## EXERCISE TASK
Quote word for word the lines below, beginning with the first and ending with the one that has "string; logo: ReactNode". Drop the pictures.

┌────────

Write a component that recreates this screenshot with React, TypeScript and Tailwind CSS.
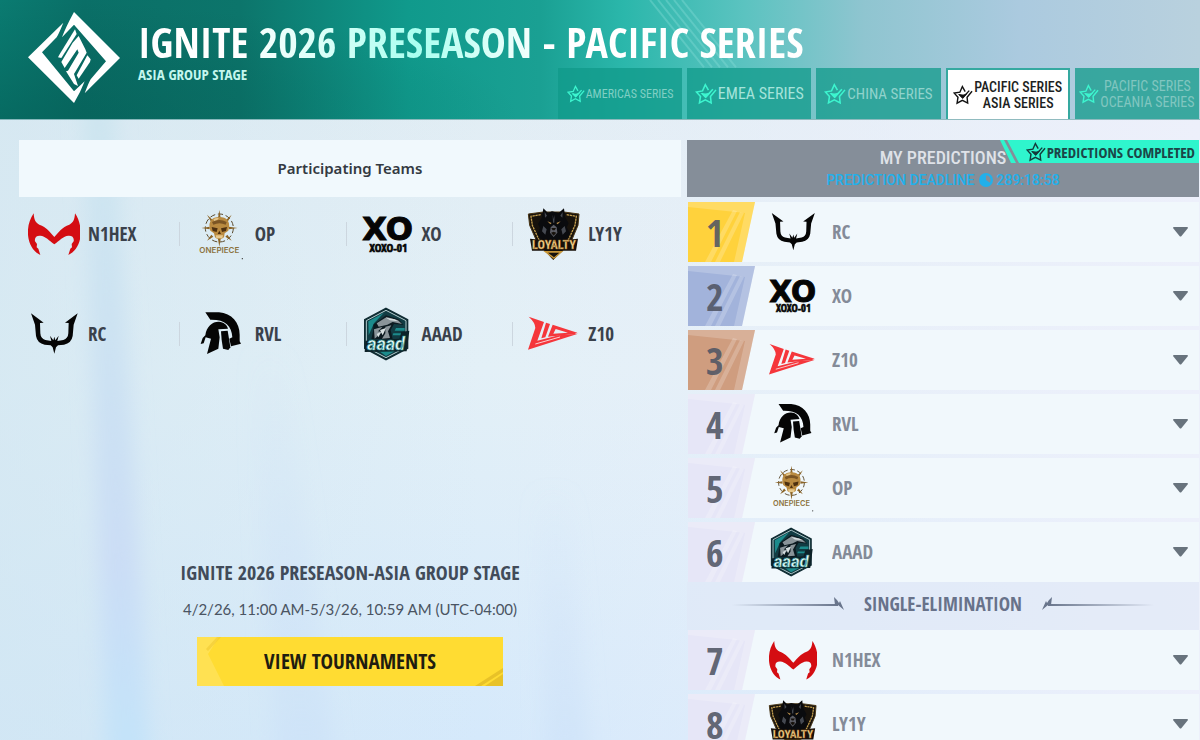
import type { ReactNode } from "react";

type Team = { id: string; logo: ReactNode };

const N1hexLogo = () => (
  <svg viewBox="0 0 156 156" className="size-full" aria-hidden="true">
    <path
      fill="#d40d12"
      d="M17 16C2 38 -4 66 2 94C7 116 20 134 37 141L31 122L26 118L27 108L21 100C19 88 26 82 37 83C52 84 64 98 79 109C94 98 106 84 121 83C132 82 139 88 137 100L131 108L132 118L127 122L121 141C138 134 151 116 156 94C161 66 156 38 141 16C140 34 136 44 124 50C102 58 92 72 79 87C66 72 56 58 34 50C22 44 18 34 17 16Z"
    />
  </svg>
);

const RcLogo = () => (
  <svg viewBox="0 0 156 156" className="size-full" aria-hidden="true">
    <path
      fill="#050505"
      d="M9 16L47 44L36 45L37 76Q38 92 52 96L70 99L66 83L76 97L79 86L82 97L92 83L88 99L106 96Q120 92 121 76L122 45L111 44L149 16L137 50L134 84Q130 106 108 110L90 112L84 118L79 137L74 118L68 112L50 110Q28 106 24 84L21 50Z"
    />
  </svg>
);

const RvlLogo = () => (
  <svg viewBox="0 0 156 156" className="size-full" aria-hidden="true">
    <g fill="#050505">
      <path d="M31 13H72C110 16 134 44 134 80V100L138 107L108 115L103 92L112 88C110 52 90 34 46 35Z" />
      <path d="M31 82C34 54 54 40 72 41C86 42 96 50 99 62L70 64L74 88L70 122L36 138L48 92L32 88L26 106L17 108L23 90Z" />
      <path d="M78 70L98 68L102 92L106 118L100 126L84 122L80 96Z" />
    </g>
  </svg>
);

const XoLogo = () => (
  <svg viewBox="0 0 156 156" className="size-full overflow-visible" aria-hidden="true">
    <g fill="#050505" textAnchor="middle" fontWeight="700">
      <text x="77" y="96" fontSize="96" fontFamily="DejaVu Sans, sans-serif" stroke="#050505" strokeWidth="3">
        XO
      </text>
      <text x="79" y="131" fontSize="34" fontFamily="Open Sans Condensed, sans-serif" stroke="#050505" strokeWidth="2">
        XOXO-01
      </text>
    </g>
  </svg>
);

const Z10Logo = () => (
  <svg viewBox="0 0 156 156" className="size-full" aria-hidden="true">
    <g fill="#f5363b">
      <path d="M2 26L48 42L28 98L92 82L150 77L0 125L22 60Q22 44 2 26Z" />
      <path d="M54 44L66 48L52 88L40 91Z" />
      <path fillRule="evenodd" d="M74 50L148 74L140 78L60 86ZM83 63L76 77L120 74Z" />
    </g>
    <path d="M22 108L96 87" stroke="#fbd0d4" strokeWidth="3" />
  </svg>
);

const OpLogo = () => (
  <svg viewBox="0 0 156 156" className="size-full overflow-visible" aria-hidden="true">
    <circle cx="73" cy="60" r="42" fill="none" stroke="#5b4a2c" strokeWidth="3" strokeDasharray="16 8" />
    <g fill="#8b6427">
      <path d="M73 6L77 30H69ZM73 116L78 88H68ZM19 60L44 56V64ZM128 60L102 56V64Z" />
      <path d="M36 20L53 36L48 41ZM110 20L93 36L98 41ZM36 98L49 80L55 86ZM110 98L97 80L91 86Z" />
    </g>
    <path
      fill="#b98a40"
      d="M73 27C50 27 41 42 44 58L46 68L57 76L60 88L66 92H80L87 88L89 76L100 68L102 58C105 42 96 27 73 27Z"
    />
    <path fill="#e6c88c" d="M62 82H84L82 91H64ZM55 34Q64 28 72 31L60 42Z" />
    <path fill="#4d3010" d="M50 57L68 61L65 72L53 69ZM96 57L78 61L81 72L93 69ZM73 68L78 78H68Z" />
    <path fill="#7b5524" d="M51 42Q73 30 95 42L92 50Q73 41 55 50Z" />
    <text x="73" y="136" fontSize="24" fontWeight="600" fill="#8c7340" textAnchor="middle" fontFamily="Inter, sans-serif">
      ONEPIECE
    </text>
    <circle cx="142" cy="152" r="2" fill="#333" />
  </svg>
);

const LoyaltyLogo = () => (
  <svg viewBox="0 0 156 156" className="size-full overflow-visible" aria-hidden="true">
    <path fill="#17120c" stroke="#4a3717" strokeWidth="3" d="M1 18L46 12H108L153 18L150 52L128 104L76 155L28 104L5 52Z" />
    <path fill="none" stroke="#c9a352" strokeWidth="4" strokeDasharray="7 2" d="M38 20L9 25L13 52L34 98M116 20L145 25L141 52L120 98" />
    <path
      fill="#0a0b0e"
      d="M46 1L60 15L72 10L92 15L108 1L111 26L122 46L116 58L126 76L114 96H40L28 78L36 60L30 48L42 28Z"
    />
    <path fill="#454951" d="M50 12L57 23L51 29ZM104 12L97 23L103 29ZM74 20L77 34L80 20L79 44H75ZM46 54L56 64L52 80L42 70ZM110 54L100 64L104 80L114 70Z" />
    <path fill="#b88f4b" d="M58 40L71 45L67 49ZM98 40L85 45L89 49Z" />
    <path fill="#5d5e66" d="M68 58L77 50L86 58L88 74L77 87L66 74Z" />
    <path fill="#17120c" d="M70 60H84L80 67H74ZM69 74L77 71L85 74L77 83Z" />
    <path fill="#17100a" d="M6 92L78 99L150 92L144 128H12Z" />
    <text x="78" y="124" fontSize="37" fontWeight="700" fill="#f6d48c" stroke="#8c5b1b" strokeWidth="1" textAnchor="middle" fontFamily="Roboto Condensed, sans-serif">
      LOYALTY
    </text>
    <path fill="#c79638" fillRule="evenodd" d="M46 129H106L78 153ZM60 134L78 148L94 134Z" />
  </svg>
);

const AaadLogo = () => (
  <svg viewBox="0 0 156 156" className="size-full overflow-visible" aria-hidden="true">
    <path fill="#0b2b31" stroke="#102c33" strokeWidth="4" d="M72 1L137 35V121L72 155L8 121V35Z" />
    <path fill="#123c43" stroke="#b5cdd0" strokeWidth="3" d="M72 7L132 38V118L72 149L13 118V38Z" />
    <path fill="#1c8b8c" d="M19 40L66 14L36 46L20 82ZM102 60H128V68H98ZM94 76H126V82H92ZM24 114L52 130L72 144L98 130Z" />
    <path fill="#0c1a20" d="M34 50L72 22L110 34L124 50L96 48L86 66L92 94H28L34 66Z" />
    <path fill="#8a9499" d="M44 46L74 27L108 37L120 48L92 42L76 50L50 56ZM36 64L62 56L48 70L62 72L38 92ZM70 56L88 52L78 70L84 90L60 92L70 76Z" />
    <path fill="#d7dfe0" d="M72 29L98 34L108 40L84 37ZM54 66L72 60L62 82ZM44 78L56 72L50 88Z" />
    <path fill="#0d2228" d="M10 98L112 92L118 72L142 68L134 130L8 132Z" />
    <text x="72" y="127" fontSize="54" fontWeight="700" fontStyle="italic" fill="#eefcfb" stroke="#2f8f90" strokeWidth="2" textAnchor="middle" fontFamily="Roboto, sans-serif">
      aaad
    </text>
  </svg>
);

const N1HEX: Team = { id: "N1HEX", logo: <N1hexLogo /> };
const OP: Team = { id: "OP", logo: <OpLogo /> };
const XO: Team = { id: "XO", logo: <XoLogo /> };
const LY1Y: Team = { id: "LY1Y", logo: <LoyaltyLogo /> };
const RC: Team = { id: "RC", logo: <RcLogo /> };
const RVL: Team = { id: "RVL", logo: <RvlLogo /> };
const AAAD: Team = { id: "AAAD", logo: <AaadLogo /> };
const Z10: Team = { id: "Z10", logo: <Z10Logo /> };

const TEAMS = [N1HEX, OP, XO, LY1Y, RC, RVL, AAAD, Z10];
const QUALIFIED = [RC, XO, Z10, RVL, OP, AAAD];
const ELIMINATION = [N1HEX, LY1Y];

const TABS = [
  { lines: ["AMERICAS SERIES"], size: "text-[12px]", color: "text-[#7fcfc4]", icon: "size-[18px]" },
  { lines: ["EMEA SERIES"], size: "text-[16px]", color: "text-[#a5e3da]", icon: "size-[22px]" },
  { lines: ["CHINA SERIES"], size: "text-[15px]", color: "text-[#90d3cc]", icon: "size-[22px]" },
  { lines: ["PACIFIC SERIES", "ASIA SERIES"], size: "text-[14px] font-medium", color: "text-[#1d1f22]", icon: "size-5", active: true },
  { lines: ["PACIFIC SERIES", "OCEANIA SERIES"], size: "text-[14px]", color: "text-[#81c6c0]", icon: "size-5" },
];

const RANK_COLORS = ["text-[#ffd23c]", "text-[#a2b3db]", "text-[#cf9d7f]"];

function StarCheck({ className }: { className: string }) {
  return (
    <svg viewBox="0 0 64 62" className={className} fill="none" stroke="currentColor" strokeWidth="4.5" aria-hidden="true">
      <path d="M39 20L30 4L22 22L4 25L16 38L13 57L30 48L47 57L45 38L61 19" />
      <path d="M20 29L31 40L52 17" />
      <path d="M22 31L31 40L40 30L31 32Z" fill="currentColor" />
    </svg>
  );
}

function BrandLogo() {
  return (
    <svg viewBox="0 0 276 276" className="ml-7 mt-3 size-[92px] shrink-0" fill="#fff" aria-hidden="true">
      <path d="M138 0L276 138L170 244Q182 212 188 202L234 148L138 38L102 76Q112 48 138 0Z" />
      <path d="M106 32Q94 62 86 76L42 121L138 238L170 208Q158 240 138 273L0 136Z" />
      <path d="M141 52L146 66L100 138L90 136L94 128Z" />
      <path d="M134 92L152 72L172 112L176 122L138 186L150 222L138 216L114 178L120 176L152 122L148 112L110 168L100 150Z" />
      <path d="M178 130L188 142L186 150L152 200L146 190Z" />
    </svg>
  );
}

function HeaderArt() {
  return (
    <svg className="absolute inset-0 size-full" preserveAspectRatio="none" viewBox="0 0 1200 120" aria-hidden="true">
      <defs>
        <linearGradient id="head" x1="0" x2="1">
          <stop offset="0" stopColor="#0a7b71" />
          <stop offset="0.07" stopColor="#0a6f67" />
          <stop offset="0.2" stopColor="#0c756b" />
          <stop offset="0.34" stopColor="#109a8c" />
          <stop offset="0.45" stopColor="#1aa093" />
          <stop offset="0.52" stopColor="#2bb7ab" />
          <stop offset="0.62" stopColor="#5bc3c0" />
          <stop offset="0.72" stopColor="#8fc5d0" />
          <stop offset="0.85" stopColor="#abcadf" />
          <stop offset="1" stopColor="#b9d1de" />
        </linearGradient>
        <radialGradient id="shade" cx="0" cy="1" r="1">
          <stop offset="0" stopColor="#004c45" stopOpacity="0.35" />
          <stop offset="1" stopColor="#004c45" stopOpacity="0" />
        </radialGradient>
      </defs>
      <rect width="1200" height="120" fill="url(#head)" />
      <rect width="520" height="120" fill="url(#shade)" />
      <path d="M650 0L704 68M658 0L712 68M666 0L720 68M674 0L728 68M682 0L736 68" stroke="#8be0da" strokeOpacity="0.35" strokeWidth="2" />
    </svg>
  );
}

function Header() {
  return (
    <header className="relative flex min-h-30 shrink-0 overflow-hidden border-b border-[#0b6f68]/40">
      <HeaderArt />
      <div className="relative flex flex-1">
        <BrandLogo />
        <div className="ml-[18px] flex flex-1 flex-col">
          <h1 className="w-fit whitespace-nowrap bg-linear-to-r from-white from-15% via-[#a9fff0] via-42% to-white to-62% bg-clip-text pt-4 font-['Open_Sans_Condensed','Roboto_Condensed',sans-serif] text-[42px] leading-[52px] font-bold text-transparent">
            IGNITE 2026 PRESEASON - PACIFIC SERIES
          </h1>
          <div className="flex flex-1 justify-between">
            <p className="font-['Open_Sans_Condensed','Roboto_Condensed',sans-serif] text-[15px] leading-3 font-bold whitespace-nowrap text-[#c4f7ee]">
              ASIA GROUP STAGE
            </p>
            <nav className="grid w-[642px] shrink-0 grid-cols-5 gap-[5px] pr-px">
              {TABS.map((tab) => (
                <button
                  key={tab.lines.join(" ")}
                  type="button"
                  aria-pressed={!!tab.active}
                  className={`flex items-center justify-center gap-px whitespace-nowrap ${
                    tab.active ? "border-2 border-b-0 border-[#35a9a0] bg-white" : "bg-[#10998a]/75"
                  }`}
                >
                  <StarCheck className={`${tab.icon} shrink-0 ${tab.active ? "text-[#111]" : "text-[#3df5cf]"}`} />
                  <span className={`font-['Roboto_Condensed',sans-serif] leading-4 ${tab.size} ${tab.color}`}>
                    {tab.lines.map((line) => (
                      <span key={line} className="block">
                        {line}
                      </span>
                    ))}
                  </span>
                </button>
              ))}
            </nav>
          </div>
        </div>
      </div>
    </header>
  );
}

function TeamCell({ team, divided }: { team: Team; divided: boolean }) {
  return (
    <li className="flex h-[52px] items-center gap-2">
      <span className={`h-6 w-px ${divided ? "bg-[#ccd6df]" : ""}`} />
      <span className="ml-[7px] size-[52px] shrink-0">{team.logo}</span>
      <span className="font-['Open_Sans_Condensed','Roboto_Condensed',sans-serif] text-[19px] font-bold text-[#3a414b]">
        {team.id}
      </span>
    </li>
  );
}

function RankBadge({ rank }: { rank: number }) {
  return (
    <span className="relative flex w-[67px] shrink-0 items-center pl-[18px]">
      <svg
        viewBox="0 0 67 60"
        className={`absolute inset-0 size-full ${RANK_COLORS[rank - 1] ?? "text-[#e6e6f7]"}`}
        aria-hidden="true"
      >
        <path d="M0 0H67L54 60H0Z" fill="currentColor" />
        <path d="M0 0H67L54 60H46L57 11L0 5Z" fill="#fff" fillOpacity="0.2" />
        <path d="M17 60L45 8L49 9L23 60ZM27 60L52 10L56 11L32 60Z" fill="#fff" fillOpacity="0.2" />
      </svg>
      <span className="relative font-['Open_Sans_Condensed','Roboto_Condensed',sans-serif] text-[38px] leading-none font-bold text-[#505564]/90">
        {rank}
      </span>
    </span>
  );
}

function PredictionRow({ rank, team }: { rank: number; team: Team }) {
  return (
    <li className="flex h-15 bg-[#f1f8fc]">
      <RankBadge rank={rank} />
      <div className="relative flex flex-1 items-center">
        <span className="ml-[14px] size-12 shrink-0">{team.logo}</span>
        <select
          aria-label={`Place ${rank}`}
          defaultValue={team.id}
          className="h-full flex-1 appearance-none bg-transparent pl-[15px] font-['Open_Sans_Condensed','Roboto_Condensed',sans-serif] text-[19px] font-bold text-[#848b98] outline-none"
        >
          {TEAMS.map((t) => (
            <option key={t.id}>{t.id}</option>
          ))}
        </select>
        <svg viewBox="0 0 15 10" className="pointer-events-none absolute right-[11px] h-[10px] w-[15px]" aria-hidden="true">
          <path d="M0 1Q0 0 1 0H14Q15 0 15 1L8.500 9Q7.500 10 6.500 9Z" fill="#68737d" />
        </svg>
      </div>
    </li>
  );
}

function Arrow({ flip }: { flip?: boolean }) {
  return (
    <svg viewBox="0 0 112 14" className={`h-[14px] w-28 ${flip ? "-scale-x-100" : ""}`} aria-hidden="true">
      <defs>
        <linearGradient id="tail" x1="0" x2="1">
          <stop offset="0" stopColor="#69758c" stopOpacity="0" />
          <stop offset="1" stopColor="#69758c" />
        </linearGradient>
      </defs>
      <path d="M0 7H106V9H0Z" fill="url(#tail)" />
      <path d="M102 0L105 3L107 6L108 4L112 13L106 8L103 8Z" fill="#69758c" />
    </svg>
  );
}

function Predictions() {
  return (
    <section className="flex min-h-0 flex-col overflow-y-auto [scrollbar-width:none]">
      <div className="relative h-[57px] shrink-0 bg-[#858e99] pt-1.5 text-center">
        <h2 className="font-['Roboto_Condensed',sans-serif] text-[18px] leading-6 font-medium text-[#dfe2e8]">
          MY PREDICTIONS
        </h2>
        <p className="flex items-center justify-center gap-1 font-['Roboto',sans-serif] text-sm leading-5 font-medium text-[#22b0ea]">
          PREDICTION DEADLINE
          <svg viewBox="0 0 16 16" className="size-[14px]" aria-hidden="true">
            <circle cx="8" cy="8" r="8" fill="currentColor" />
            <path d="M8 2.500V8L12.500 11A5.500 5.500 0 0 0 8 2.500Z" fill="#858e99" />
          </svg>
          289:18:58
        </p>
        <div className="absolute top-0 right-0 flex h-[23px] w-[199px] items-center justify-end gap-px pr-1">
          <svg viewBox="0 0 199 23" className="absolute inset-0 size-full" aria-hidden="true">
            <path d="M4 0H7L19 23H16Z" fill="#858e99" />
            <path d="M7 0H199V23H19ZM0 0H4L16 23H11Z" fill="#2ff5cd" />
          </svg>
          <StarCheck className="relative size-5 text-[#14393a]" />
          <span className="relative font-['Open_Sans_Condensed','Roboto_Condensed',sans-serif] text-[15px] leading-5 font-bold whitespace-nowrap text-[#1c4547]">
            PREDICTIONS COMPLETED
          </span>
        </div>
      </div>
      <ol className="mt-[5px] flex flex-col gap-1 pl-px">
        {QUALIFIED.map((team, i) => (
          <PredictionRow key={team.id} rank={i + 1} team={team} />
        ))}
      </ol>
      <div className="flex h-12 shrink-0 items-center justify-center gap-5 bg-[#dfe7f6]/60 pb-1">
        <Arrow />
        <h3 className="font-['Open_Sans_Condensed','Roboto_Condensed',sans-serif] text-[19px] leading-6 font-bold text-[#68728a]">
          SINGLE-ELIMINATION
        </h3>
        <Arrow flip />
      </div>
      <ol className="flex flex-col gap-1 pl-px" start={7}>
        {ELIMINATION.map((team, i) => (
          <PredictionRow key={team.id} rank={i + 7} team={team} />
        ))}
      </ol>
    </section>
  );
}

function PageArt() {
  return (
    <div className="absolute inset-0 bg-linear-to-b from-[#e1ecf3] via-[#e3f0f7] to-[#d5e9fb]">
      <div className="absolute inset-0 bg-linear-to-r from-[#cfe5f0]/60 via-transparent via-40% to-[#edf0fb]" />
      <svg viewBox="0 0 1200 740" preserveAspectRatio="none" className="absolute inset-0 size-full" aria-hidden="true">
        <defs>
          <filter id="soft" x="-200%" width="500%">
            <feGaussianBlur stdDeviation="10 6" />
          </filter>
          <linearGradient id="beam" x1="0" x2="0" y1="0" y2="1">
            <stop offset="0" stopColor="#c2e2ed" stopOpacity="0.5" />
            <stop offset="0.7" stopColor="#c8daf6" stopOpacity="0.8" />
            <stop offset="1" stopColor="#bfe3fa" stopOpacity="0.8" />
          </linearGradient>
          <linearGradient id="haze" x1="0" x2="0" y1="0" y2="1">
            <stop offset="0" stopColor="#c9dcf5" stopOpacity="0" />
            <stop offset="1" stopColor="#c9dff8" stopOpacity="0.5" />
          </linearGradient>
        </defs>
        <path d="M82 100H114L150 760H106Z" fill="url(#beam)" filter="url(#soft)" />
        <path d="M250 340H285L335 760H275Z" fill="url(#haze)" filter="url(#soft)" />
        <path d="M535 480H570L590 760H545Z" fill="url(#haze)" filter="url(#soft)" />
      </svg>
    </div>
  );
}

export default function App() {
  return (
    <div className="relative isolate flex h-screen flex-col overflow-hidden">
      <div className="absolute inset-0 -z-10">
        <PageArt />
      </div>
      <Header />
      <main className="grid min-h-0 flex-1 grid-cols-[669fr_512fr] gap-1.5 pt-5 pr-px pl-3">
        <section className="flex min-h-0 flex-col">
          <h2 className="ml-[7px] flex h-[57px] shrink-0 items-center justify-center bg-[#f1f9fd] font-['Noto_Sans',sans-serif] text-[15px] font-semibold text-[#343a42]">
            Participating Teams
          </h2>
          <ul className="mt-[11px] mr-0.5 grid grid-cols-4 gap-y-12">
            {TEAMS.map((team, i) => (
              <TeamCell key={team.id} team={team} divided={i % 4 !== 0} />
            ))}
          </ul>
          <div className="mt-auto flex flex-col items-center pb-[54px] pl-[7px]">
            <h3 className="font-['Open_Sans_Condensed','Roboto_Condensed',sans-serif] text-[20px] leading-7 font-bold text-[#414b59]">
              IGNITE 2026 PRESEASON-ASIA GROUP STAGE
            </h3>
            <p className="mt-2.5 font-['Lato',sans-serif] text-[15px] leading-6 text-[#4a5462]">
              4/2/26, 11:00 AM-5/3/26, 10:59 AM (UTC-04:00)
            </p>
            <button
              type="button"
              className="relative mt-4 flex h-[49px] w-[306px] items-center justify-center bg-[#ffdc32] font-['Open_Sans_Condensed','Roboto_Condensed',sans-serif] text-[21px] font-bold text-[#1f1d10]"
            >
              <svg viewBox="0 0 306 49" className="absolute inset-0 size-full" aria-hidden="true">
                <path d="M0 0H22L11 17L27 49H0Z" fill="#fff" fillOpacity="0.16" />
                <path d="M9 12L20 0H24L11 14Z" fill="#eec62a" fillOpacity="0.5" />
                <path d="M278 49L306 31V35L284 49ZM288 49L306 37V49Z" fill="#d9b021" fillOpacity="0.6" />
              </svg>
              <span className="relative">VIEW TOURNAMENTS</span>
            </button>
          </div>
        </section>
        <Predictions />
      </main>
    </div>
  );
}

└────────

## WRITTEN REPLY
Write a component that recreates this screenshot with React, TypeScript and Tailwind CSS.
import type { ReactNode } from "react";

type Team = { id: string; logo: ReactNode };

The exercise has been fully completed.